**PROVIDED DATA**
================================

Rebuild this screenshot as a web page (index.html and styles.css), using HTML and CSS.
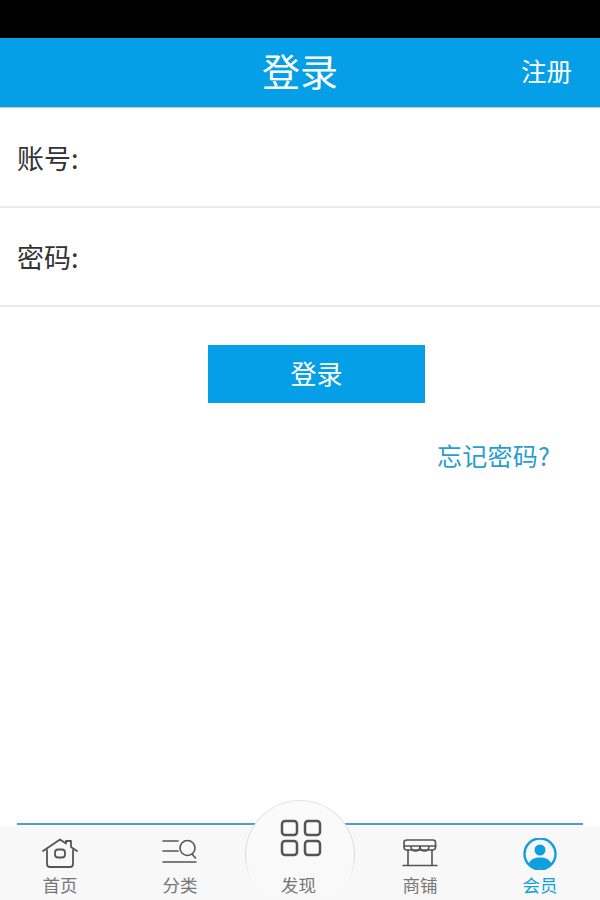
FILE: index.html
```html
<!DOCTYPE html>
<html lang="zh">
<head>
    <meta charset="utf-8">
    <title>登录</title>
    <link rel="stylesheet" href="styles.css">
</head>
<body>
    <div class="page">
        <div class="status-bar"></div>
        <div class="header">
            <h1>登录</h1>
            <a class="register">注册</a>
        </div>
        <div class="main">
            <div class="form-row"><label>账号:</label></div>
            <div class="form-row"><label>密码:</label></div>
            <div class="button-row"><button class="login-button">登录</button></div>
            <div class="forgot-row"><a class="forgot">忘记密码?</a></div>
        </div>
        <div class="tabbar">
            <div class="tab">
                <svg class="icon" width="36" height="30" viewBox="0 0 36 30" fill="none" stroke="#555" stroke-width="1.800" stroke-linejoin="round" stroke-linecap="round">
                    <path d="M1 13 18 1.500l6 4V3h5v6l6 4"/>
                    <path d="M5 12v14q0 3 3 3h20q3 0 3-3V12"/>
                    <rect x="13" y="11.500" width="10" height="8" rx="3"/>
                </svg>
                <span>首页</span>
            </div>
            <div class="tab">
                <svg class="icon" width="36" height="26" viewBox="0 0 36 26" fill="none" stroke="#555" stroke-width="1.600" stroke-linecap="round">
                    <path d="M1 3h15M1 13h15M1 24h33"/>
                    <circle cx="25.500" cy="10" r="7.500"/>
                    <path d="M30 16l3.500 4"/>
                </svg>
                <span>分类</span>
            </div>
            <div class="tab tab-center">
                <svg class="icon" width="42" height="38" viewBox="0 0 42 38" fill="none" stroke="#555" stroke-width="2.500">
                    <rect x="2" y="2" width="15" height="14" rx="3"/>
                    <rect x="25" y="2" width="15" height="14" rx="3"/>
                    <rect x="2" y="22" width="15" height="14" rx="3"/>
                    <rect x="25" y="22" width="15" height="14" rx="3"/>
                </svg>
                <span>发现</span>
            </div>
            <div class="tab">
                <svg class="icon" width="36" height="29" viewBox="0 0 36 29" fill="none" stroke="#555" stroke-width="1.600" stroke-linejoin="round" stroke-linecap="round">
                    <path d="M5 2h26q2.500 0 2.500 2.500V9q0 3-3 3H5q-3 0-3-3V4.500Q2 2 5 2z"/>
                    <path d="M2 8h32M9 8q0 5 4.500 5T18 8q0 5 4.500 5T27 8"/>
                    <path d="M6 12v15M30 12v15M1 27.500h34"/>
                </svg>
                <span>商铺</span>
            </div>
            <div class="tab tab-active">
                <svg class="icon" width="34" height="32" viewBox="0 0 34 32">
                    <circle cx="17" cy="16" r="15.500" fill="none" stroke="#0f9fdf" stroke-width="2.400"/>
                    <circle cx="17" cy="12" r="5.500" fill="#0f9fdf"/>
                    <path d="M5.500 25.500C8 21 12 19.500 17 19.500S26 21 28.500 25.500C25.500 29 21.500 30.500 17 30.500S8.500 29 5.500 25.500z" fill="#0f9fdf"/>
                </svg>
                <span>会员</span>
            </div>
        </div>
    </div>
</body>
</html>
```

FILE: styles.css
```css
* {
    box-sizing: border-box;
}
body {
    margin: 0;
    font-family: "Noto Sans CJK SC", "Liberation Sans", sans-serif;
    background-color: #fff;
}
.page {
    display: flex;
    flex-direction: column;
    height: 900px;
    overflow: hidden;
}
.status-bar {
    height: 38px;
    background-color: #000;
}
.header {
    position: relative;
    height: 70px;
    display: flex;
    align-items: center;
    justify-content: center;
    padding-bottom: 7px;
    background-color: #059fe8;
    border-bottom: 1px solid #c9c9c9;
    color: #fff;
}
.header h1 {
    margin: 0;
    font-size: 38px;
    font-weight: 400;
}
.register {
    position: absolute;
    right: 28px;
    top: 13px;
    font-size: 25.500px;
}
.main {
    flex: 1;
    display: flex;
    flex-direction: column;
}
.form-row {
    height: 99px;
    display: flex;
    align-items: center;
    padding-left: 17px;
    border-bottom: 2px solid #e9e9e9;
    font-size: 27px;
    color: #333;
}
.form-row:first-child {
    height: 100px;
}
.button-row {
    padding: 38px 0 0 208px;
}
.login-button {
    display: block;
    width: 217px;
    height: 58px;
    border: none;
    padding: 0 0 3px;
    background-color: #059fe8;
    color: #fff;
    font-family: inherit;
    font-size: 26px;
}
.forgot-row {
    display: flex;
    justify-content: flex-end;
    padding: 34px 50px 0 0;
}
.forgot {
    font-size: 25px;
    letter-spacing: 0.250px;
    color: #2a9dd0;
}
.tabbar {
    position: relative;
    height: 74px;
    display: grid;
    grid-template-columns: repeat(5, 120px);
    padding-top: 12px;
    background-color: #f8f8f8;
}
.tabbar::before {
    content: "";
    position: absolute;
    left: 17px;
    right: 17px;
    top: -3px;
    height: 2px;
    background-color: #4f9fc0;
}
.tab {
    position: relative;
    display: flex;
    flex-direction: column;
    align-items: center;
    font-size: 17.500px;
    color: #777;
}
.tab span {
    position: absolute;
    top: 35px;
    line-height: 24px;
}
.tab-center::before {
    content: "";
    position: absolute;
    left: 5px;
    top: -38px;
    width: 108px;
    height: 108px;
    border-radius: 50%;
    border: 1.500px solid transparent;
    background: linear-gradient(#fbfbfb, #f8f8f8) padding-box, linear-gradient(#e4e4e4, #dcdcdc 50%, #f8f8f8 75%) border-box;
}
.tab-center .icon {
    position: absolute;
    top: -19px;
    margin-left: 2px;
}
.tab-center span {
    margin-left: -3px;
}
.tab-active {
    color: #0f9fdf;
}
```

================================

**EXERCISE BRIEF**
Take the listing above and print it exactly, apart from the pictures.

**ANSWER TO THIS PROBLEM**
Rebuild this screenshot as a web page (index.html and styles.css), using HTML and CSS.
FILE: index.html
```html
<!DOCTYPE html>
<html lang="zh">
<head>
    <meta charset="utf-8">
    <title>登录</title>
    <link rel="stylesheet" href="styles.css">
</head>
<body>
    <div class="page">
        <div class="status-bar"></div>
        <div class="header">
            <h1>登录</h1>
            <a class="register">注册</a>
        </div>
        <div class="main">
            <div class="form-row"><label>账号:</label></div>
            <div class="form-row"><label>密码:</label></div>
            <div class="button-row"><button class="login-button">登录</button></div>
            <div class="forgot-row"><a class="forgot">忘记密码?</a></div>
        </div>
        <div class="tabbar">
            <div class="tab">
                <svg class="icon" width="36" height="30" viewBox="0 0 36 30" fill="none" stroke="#555" stroke-width="1.800" stroke-linejoin="round" stroke-linecap="round">
                    <path d="M1 13 18 1.500l6 4V3h5v6l6 4"/>
                    <path d="M5 12v14q0 3 3 3h20q3 0 3-3V12"/>
                    <rect x="13" y="11.500" width="10" height="8" rx="3"/>
                </svg>
                <span>首页</span>
            </div>
            <div class="tab">
                <svg class="icon" width="36" height="26" viewBox="0 0 36 26" fill="none" stroke="#555" stroke-width="1.600" stroke-linecap="round">
                    <path d="M1 3h15M1 13h15M1 24h33"/>
                    <circle cx="25.500" cy="10" r="7.500"/>
                    <path d="M30 16l3.500 4"/>
                </svg>
                <span>分类</span>
            </div>
            <div class="tab tab-center">
                <svg class="icon" width="42" height="38" viewBox="0 0 42 38" fill="none" stroke="#555" stroke-width="2.500">
                    <rect x="2" y="2" width="15" height="14" rx="3"/>
                    <rect x="25" y="2" width="15" height="14" rx="3"/>
                    <rect x="2" y="22" width="15" height="14" rx="3"/>
                    <rect x="25" y="22" width="15" height="14" rx="3"/>
                </svg>
                <span>发现</span>
            </div>
            <div class="tab">
                <svg class="icon" width="36" height="29" viewBox="0 0 36 29" fill="none" stroke="#555" stroke-width="1.600" stroke-linejoin="round" stroke-linecap="round">
                    <path d="M5 2h26q2.500 0 2.500 2.500V9q0 3-3 3H5q-3 0-3-3V4.500Q2 2 5 2z"/>
                    <path d="M2 8h32M9 8q0 5 4.500 5T18 8q0 5 4.500 5T27 8"/>
                    <path d="M6 12v15M30 12v15M1 27.500h34"/>
                </svg>
                <span>商铺</span>
            </div>
            <div class="tab tab-active">
                <svg class="icon" width="34" height="32" viewBox="0 0 34 32">
                    <circle cx="17" cy="16" r="15.500" fill="none" stroke="#0f9fdf" stroke-width="2.400"/>
                    <circle cx="17" cy="12" r="5.500" fill="#0f9fdf"/>
                    <path d="M5.500 25.500C8 21 12 19.500 17 19.500S26 21 28.500 25.500C25.500 29 21.500 30.500 17 30.500S8.500 29 5.500 25.500z" fill="#0f9fdf"/>
                </svg>
                <span>会员</span>
            </div>
        </div>
    </div>
</body>
</html>
```

FILE: styles.css
```css
* {
    box-sizing: border-box;
}
body {
    margin: 0;
    font-family: "Noto Sans CJK SC", "Liberation Sans", sans-serif;
    background-color: #fff;
}
.page {
    display: flex;
    flex-direction: column;
    height: 900px;
    overflow: hidden;
}
.status-bar {
    height: 38px;
    background-color: #000;
}
.header {
    position: relative;
    height: 70px;
    display: flex;
    align-items: center;
    justify-content: center;
    padding-bottom: 7px;
    background-color: #059fe8;
    border-bottom: 1px solid #c9c9c9;
    color: #fff;
}
.header h1 {
    margin: 0;
    font-size: 38px;
    font-weight: 400;
}
.register {
    position: absolute;
    right: 28px;
    top: 13px;
    font-size: 25.500px;
}
.main {
    flex: 1;
    display: flex;
    flex-direction: column;
}
.form-row {
    height: 99px;
    display: flex;
    align-items: center;
    padding-left: 17px;
    border-bottom: 2px solid #e9e9e9;
    font-size: 27px;
    color: #333;
}
.form-row:first-child {
    height: 100px;
}
.button-row {
    padding: 38px 0 0 208px;
}
.login-button {
    display: block;
    width: 217px;
    height: 58px;
    border: none;
    padding: 0 0 3px;
    background-color: #059fe8;
    color: #fff;
    font-family: inherit;
    font-size: 26px;
}
.forgot-row {
    display: flex;
    justify-content: flex-end;
    padding: 34px 50px 0 0;
}
.forgot {
    font-size: 25px;
    letter-spacing: 0.250px;
    color: #2a9dd0;
}
.tabbar {
    position: relative;
    height: 74px;
    display: grid;
    grid-template-columns: repeat(5, 120px);
    padding-top: 12px;
    background-color: #f8f8f8;
}
.tabbar::before {
    content: "";
    position: absolute;
    left: 17px;
    right: 17px;
    top: -3px;
    height: 2px;
    background-color: #4f9fc0;
}
.tab {
    position: relative;
    display: flex;
    flex-direction: column;
    align-items: center;
    font-size: 17.500px;
    color: #777;
}
.tab span {
    position: absolute;
    top: 35px;
    line-height: 24px;
}
.tab-center::before {
    content: "";
    position: absolute;
    left: 5px;
    top: -38px;
    width: 108px;
    height: 108px;
    border-radius: 50%;
    border: 1.500px solid transparent;
    background: linear-gradient(#fbfbfb, #f8f8f8) padding-box, linear-gradient(#e4e4e4, #dcdcdc 50%, #f8f8f8 75%) border-box;
}
.tab-center .icon {
    position: absolute;
    top: -19px;
    margin-left: 2px;
}
.tab-center span {
    margin-left: -3px;
}
.tab-active {
    color: #0f9fdf;
}
```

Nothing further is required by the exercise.